#CreativePR: Measurement and Data-Based Insights
This is post 5 of our 5-part #CreativePR blog series. Read the entire series here.
The data-driven world has significantly reshaped the way the communications industry works. Greater access to website and social analytics has given PR professionals the opportunity to create more effective strategies and better report on their outcomes. In today’s most noticeable creative PR strategies, measurement and data-based insights are key.
Toronto-based PR professional Martin Waxman sums it up: “No matter how clever and innovative your idea, if it doesn’t produce the results you’re after you’re wasting your time (and money). Before you begin a creative PR campaign, define your specific goal(s) and detail how your strategy and tactics support it.”
In the PR professional’s scope of work, infographics, video, and other multimedia assets have one thing in common – in order to be effective, they must begin with a fundamental understanding of purpose. They’re meant to be a tool for business communication, not fine art or viral spectacles. While they can (and should!) be creative and aesthetically pleasing, if they don’t convey an idea that helps to serve the PR pro’s greater purpose, they’ll be a wasted effort.
In the goal to get noticed and be creative in the competitive PR industry, it can be easy to become distracted by judgments of “is this unique / shocking / outside-the-box enough to go viral?” But putting too much stock into this question for any given campaign only distracts from a piece’s purpose as it relates to your goals. Instead, start with an idea that covers all the bases of your goal. (See our piece on Brainstorming for ideas to make sure you come up with a good goal.)

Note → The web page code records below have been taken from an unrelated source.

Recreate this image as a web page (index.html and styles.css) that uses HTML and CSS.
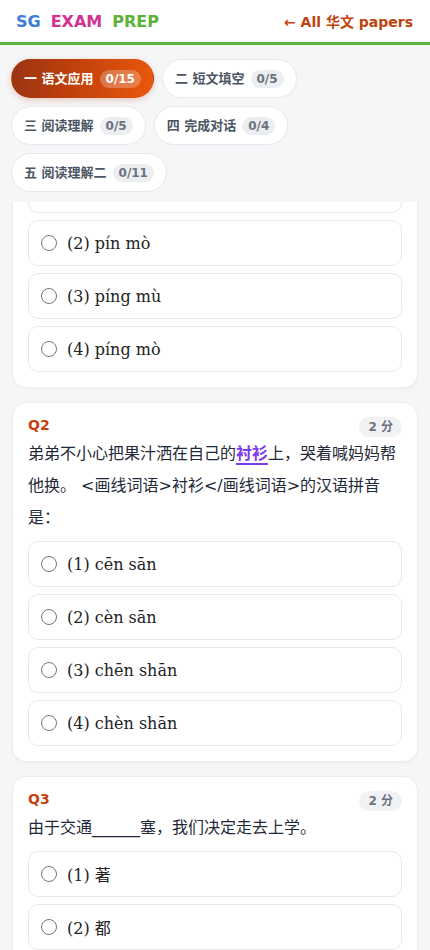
FILE: index.html
```html
<!DOCTYPE html>
<html lang="zh">
<head>
  <meta charset="UTF-8" />
  <title>SG Exam Prep - 华文</title>
  <link rel="stylesheet" href="styles.css">
</head>
<body>
  <div class="app">

    <header class="topbar">
      <div class="logo">
        <span class="logo-sg">SG</span>
        <span class="logo-exam">EXAM</span>
        <span class="logo-prep">PREP</span>
      </div>
      <a class="back-link" href="#">← All 华文 papers</a>
    </header>

    <nav class="tabs">
      <div class="tab active">一 语文应用 <span class="tab-count">0/15</span></div>
      <div class="tab">二 短文填空 <span class="tab-count">0/5</span></div>
      <div class="tab">三 阅读理解 <span class="tab-count">0/5</span></div>
      <div class="tab">四 完成对话 <span class="tab-count">0/4</span></div>
      <div class="tab">五 阅读理解二 <span class="tab-count">0/11</span></div>
    </nav>

    <main class="questions" id="questions">

      <section class="q-card">
        <div class="q-head">
          <span class="q-num">Q1</span>
          <span class="q-marks">2 分</span>
        </div>
        <p class="q-text">教室里的<span class="mark">屏幕</span>坏了，老师请工人来修理。 &lt;画线词语&gt;屏幕&lt;/画线词语&gt;的汉语拼音是：</p>
        <div class="options">
          <label class="option"><span class="radio"></span><span class="opt-text">(1) pín mù</span></label>
          <label class="option" id="q1-opt2"><span class="radio"></span><span class="opt-text">(2) pín mò</span></label>
          <label class="option"><span class="radio"></span><span class="opt-text">(3) píng mù</span></label>
          <label class="option"><span class="radio"></span><span class="opt-text">(4) píng mò</span></label>
        </div>
      </section>

      <section class="q-card">
        <div class="q-head">
          <span class="q-num">Q2</span>
          <span class="q-marks">2 分</span>
        </div>
        <p class="q-text">弟弟不小心把果汁洒在自己的<span class="mark">衬衫</span>上，哭着喊妈妈帮他换。 &lt;画线词语&gt;衬衫&lt;/画线词语&gt;的汉语拼音是：</p>
        <div class="options">
          <label class="option"><span class="radio"></span><span class="opt-text">(1) cēn sān</span></label>
          <label class="option"><span class="radio"></span><span class="opt-text">(2) cèn sān</span></label>
          <label class="option"><span class="radio"></span><span class="opt-text">(3) chēn shān</span></label>
          <label class="option"><span class="radio"></span><span class="opt-text">(4) chèn shān</span></label>
        </div>
      </section>

      <section class="q-card">
        <div class="q-head">
          <span class="q-num">Q3</span>
          <span class="q-marks">2 分</span>
        </div>
        <p class="q-text">由于交通______塞，我们决定走去上学。</p>
        <div class="options">
          <label class="option"><span class="radio"></span><span class="opt-text">(1) 著</span></label>
          <label class="option"><span class="radio"></span><span class="opt-text">(2) 都</span></label>
          <label class="option"><span class="radio"></span><span class="opt-text">(3) 堵</span></label>
          <label class="option"><span class="radio"></span><span class="opt-text">(4) 睹</span></label>
        </div>
      </section>

    </main>
  </div>

  <script>
    const list = document.getElementById('questions');
    const opt = document.getElementById('q1-opt2');
    list.scrollTop = opt.getBoundingClientRect().top - list.getBoundingClientRect().top - 18;
  </script>
</body>
</html>
```

FILE: styles.css
```css
body {
  margin: 0;
  background: #f5f6f8;
  font-family: "DejaVu Sans", "Noto Sans CJK SC", sans-serif;
  color: #1f2937;
}

.app {
  display: flex;
  flex-direction: column;
  height: 100vh;
}

/* Header */
.topbar {
  height: 42px;
  padding: 0 17px 0 16px;
  display: flex;
  justify-content: space-between;
  align-items: center;
  background: #ffffff;
  border-bottom: 3px solid #5cb63c;
  flex-shrink: 0;
}

.logo {
  display: flex;
  gap: 10px;
  font-size: 16px;
  font-weight: 700;
}

.logo-sg { color: #3b7dd8; }
.logo-exam { color: #d4328f; }
.logo-prep { color: #5db33a; }

.back-link {
  font-size: 14px;
  font-weight: 700;
  color: #c2410c;
  text-decoration: none;
}

/* Section tabs */
.tabs {
  display: flex;
  flex-wrap: wrap;
  gap: 8px;
  padding: 14px 11px 10px;
  flex-shrink: 0;
}

.tab {
  display: flex;
  align-items: center;
  gap: 6px;
  padding: 9px 12px;
  line-height: 19px;
  font-size: 13px;
  font-weight: 700;
  color: #4b5563;
  background: #ffffff;
  border: 1px solid #e6e8eb;
  border-radius: 999px;
}

.tab.active {
  color: #ffffff;
  background: linear-gradient(100deg, #9a3412 0%, #c2410c 45%, #ea580c 100%);
  border-color: transparent;
  box-shadow: 0 2px 6px rgba(194, 65, 12, 0.25);
}

.tab-count {
  font-size: 12px;
  line-height: 18px;
  padding: 0 6px;
  border-radius: 9px;
  background: #eceef1;
  color: #6b7280;
}

.tab.active .tab-count {
  background: rgba(255, 255, 255, 0.25);
  color: #ffffff;
}

/* Question list */
.questions {
  flex: 1;
  overflow: hidden;
  padding: 0 12px 20px;
  display: flex;
  flex-direction: column;
  gap: 14px;
}

.q-card {
  flex-shrink: 0;
  background: #ffffff;
  border: 1px solid #eceef1;
  border-radius: 14px;
  padding: 12px 15px 15px;
  box-shadow: 0 1px 3px rgba(0, 0, 0, 0.04);
}

.q-head {
  display: flex;
  justify-content: space-between;
  align-items: flex-start;
}

.q-num {
  font-size: 14px;
  line-height: 20px;
  font-weight: 700;
  color: #c2410c;
}

.q-marks {
  margin-top: 2px;
  font-size: 12px;
  font-weight: 700;
  line-height: 20px;
  padding: 0 9px;
  border-radius: 10px;
  background: #f1f2f4;
  color: #6b7280;
}

.q-text {
  margin: 1px 0 7px;
  font-size: 16px;
  line-height: 32px;
  color: #1f2937;
}

.mark {
  color: #7c3aed;
  font-weight: 600;
  text-decoration: underline;
  text-decoration-thickness: 2px;
  text-underline-offset: 4px;
}

.options {
  display: flex;
  flex-direction: column;
  gap: 7px;
}

.option {
  height: 44px;
  display: flex;
  align-items: center;
  gap: 10px;
  padding: 0 12px;
  border: 1px solid #e7e9ec;
  border-radius: 10px;
  cursor: pointer;
}

.radio {
  width: 14px;
  height: 14px;
  border: 1px solid #767676;
  border-radius: 50%;
  background: #ffffff;
}

.opt-text {
  font-family: "DejaVu Serif", "Noto Sans CJK SC", serif;
  font-size: 16px;
  color: #222222;
}
```
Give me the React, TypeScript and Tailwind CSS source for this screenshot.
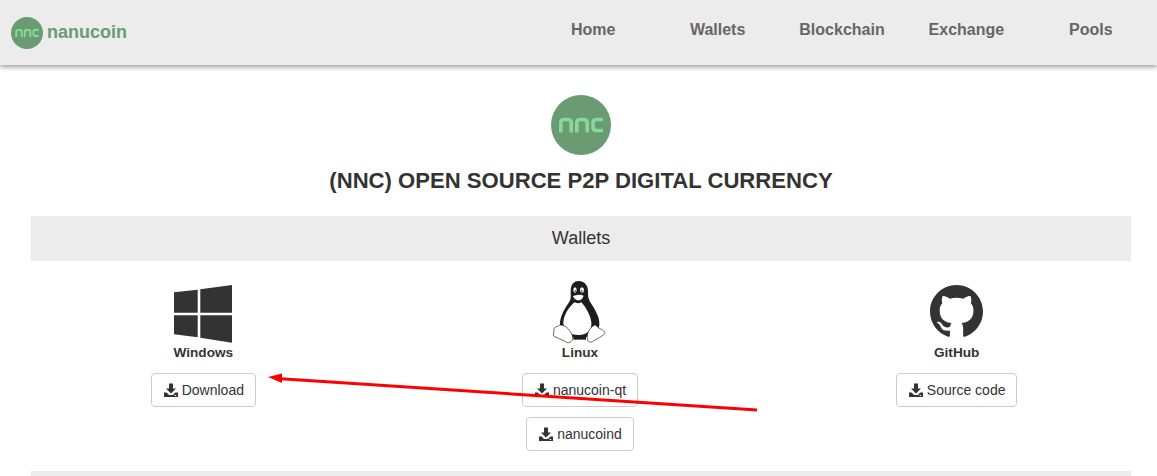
const Logo = ({ size }: { size: number }) => (
  <svg width={size} height={size} viewBox="0 0 60 60" className="block shrink-0">
    <circle cx="30" cy="30" r="30" fill="#6a9b72" />
    <g fill="none" stroke="#86d996" strokeWidth="3.6">
      <path d="M9.8 37.5V28q0-3.5 3.5-3.5h3.4q3.5 0 3.5 3.5v9.5" />
      <path d="M25.8 37.5V28q0-3.5 3.5-3.5h3.4q3.5 0 3.5 3.5v9.5" />
      <path d="M52 24.5h-6.5q-3.5 0-3.5 3.5v4q0 3.5 3.5 3.5H52" />
    </g>
  </svg>
);

const Save = () => (
  <svg width="14" height="14" viewBox="0 0 14 14" className="block shrink-0" fill="#333">
    <path d="M5 0.5h4v5h3L7 10.5 2 5.5h3z" />
    <path d="M0 9.5h2.6L5 12h4l2.4-2.5H14V14H0z" />
    <rect x="10.6" y="12" width="1.6" height="1" fill="#fff" />
  </svg>
);

const Windows = () => (
  <svg width="58" height="58" viewBox="0 0 58 58" className="mt-[5px] block" fill="#333">
    <path d="M0 7.3 23.7 4.7V27.7H0z" />
    <path d="M26.3 4.3 58 0V27.7H26.3z" />
    <path d="M0 30.3H23.7V52.3L0 49.3z" />
    <path d="M26.3 30.3H58V57.7L26.3 52.7z" />
  </svg>
);

const Tux = () => (
  <svg width="55" height="65" viewBox="130 15 165 195" className="block">
    <path
      d="M210 18c-14 0-24 10-24 30 0 14 2 22-4 32-10 16-30 42-28 72 2 20 22 36 58 36s58-14 60-38c2-24-14-48-28-70-6-10-6-18-6-32 0-18-12-30-28-30z"
      fill="#1d1d1d"
    />
    <path d="M198 82c-12 8-34 36-34 62 0 22 18 36 46 36s40-16 38-38c-2-22-20-50-30-60-6 4-14 4-20 0z" fill="#fff" />
    <path d="M252 104c8 14 16 30 16 44 0 8-6 12-14 10-2-18-4-36-2-54z" fill="#1d1d1d" />
    <ellipse cx="199" cy="45" rx="5" ry="8" fill="#fff" />
    <ellipse cx="220" cy="45" rx="6" ry="8" fill="#fff" />
    <circle cx="200" cy="48" r="2.5" fill="#1d1d1d" />
    <circle cx="219" cy="48" r="2.5" fill="#1d1d1d" />
    <path d="M192 64c6-6 26-8 34-2-3 9-10 15-17 15s-14-5-17-13z" fill="#fff" stroke="#1d1d1d" strokeWidth="2" />
    <path d="M194 182h38v12h-38z" fill="#1d1d1d" />
    <path
      d="M150 152c-6 4-14 4-14 10 0 8-2 14-2 20 8 6 28 12 40 20 8 4 20-4 18-16-2-12-14-28-26-34-6-2-12-4-16 0z"
      fill="#fff"
      stroke="#1d1d1d"
      strokeWidth="2"
    />
    <path
      d="M258 150c6 0 10 10 18 12 6 2 14 8 12 14-6 8-24 14-36 24-8 4-16 0-16-10-2-14 6-32 22-40z"
      fill="#fff"
      stroke="#1d1d1d"
      strokeWidth="2"
    />
  </svg>
);

const Github = () => (
  <svg width="53" height="53" viewBox="0 0 16 16" className="mt-[5px] block" fill="#333">
    <path d="M8 0C3.58 0 0 3.58 0 8c0 3.54 2.29 6.53 5.47 7.59.4.07.55-.17.55-.38 0-.19-.01-.82-.01-1.49-2.01.37-2.53-.49-2.69-.94-.09-.23-.48-.94-.82-1.13-.28-.15-.68-.52-.01-.53.63-.01 1.08.58 1.23.82.72 1.21 1.87.87 2.33.66.07-.52.28-.87.51-1.07-1.78-.2-3.64-.89-3.64-3.95 0-.87.31-1.59.82-2.15-.08-.2-.36-1.02.08-2.12 0 0 .67-.21 2.2.82.64-.18 1.32-.27 2-.27.68 0 1.36.09 2 .27 1.53-1.04 2.2-.82 2.2-.82.44 1.1.16 1.92.08 2.12.51.56.82 1.27.82 2.15 0 3.07-1.87 3.75-3.65 3.95.29.25.54.73.54 1.48 0 1.07-.01 1.93-.01 2.2 0 .21.15.46.55.38A8.013 8.013 0 0016 8c0-4.42-3.58-8-8-8z" />
  </svg>
);

const Btn = ({ label }: { label: string }) => (
  <a className="flex h-[34px] items-center gap-[4px] rounded-[4px] border border-[#cccccc] bg-white pl-[12px] pr-[11px] text-[14px] text-[#333]">
    <Save />
    {label}
  </a>
);

const Column = ({ icon, name, buttons }: { icon: React.ReactNode; name: string; buttons: string[] }) => (
  <div className="flex flex-col items-center">
    <div className="flex h-[63px] justify-center">{icon}</div>
    <div className="text-[13.6px] font-bold leading-[20px] text-[#333]">{name}</div>
    <div className="mt-[10px] flex flex-col items-center gap-[10px]">
      {buttons.map((b) => (
        <Btn key={b} label={b} />
      ))}
    </div>
  </div>
);

export default function App() {
  return (
    <div className="relative h-[476px] overflow-hidden bg-white font-['Liberation_Sans',Arial,sans-serif] text-[#333]">
      <nav className="relative flex h-[65px] items-center justify-between bg-[#ececec] pl-[11px] pr-[4px] shadow-[0_2px_5px_rgba(0,0,0,0.4)]">
        <div className="flex items-center gap-[4px]">
          <Logo size={32} />
          <span className="text-[18px] font-bold text-[#6a9b72]">nanucoin</span>
        </div>
        <div className="mb-[6px] grid w-[622px] grid-cols-5 text-center text-[16px] font-bold text-[#666]">
          <a>Home</a>
          <a>Wallets</a>
          <a>Blockchain</a>
          <a>Exchange</a>
          <a>Pools</a>
        </div>
      </nav>
      <main className="ml-[31px] w-[1100px]">
        <div className="mt-[30px] flex justify-center">
          <Logo size={60} />
        </div>
        <h1 className="mt-[11px] text-center text-[22.1px] font-bold leading-[30px] text-[#333]">
          (NNC) OPEN SOURCE P2P DIGITAL CURRENCY
        </h1>
        <div className="mt-[20px] flex h-[45px] items-center justify-center bg-[#ececec] text-[18px] text-[#333]">
          Wallets
        </div>
        <div className="-ml-[16px] mt-[19px] grid w-[1130px] grid-cols-3">
          <Column icon={<Windows />} name="Windows" buttons={["Download"]} />
          <Column icon={<Tux />} name="Linux" buttons={["nanucoin-qt", "nanucoind"]} />
          <Column icon={<Github />} name="GitHub" buttons={["Source code"]} />
        </div>
        <div className="mt-[20px] h-[45px] bg-[#ececec]" />
      </main>
      <svg className="pointer-events-none absolute left-0 top-0" width="1157" height="476">
        <path d="M757 410 281 378.8" stroke="#ff0000" strokeWidth="3" fill="none" />
        <path d="M268 377 282 373.5 282 383z" fill="#ff0000" />
      </svg>
    </div>
  );
}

Your initial idea – the foundation on which you build, must be well-thought-out. Martin says, “Ideas are still at the heart of what we do, but there are so many other elements that go into #CreativePR including strategy, thinking from your audience’s perspective, visual storytelling and of course measurement.” Considering how a piece of content may fit into a greater PR strategy, the value it offers the audience, and exactly how you’ll measure its success, are all important in staying focused on the creative process and ensuring an outcome you want.
Today, PR pros must strive to come up with a creative idea that will both catch the attention of and engage their target audience beyond the initial click. Martin explains, “When I started in PR, I thought ideas – and the words we used to express them –were the most important part of what we do. If you didn’t have a creative spark that caught the attention of the people you were trying to reach, you were at best off the radar and at worst a spammer. Neither is a good alternative.”
Remaining unknown certainly isn’t helpful for a brand, but is the wrong type of attention, or attention for attention’s sake, any better? Brand awareness is one (certainly valid) indicator of success, but holding an audience’s attention, engaging them and ultimately driving an action is the difference between an idea that is effective and one that is not. Creative PR goes deeper to incorporate inventive thinking from the first click right through to conversion.
“Once we understand how to dig into the data and uncover insights, we can use those insights to help shape our stories,” Martin says. “And of course the data lets us get a handle on the impact our stories are having on the people we’re trying to reach.”